The temptations of Social Media.

19 Sep

For every good thing about Facebook, I’m starting to believe there are at least two bad things as well.  What did we ever do in life before we sat around all day long checking in on what everyone else was doing through out their day? How did we ever spend our time before we wasted it looking at status updates, pictures and playing games?  Who did we choose to tell our big news to before we could just broadcast it to everyone we’ve ever met in life and all their friends too?

I don’t think Facebook is bad.  But I think it’s a huge temptation for people to behave poorly.

I’m SO beyond guilty of neglecting my kids, home, husband and ministries by wasting hours looking at, well honestly, 90% garbage for 10% worth-while updates.

Scripture warns about idle women.  They are always “busy” in others business and become a  busy-body by what they say. ( I Timothy 5:13 13 Besides, they get into the habit of being idle and going about from house to house.
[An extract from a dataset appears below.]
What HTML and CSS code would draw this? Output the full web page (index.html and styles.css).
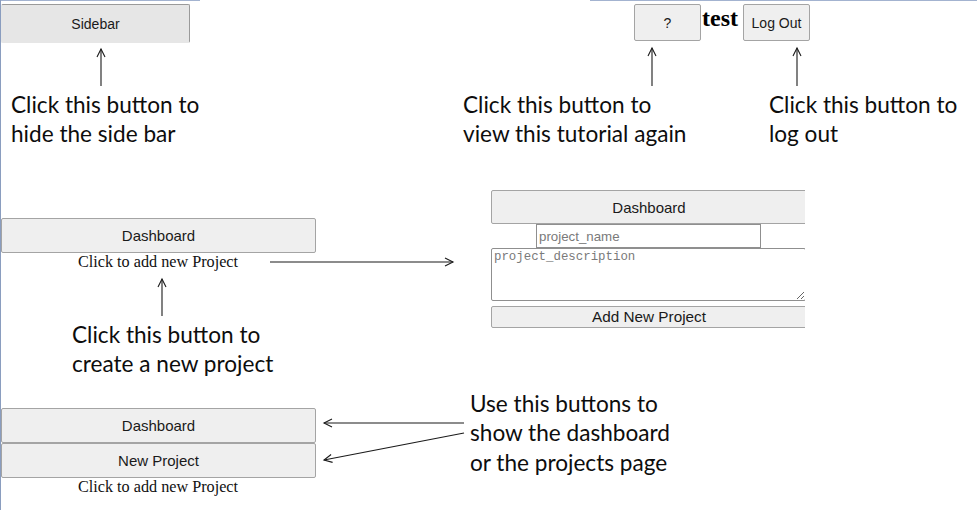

And not only do they become idlers, but also busybodies who talk nonsense, saying things they ought not to.)

Don’t we do that sometimes (or often times)?  Don’t we judge others by what they post?  But look forward to the next thing they’re going to say? Or somehow think it’s our business to think critically for them? Or judge them?

What really has me concerned is the things we allow to flow from our fingers.

~ Frustrations with our spouse.

This is dangerous, disrespectful and very damaging.  Not only is it humiliating to your spouse to have their mistakes broadcast to the world… the picture you paint of their mistakes becomes the only picture of which people view them.

Scripture tells us we’ll be judged by the measure in which we judge.  And we have all made mistakes – and some pretty nasty ones.  If we’re going to broadcast others, we better be simultaneously broadcasting our own so we can paint the real picture of ourselves too.

Oh wait?  You’re more than your mistakes?  Whew, cause I am too.  And so is everyone else. Especially your spouse.

~ Secrets that would humiliate our kids if they knew they were being shared?

You don’t have to be 18 years old to be old enough to be embarrassed.  Or have a Facebook account to experience humiliation.  We can totally embarrass and belittle someone,  and it’s cruel and dishonoring – even if they don’t have an account to read it themselves.  You just never know what other parent is going to read it and tell their kid and that kid tells your kid.  Or the image you’re painting of your own child.  Again I will say, painting a picture of someone on only their mistakes, questions, funny misunderstandings or life experiences (even if humorous) is discrediting them in all their intelligence and amazing qualities.

~Eye witness events from people in our life that bother us. (Especially in-laws, church members, teachers, neighbors and ex-friends.)

I hate this one.  I believe this one TOTALLY discredits us as believers in Christ.  For one, it’s extremely unloving.  And Scripture says the world will know we are Christians by OUR LOVE. For two, it’s immature and idle talk.  And three, it’s only posted with the intent to humiliate, belittle or cause others to have a negative opinion of someone else.  ALL of these things are unlike Christ’s example for us, unholy, not beneficial, and damaging to our testimonies as believers.  Who would want to be saved if that just means they’ll become cruel and immature in their speech about  others?

We have no right to use Facebook as a platform to allow the world to hear our opinions about people we are judging or don’t like. This just takes our previous struggle with gossip to a few people and makes us guilty of gossiping to hundreds at a time!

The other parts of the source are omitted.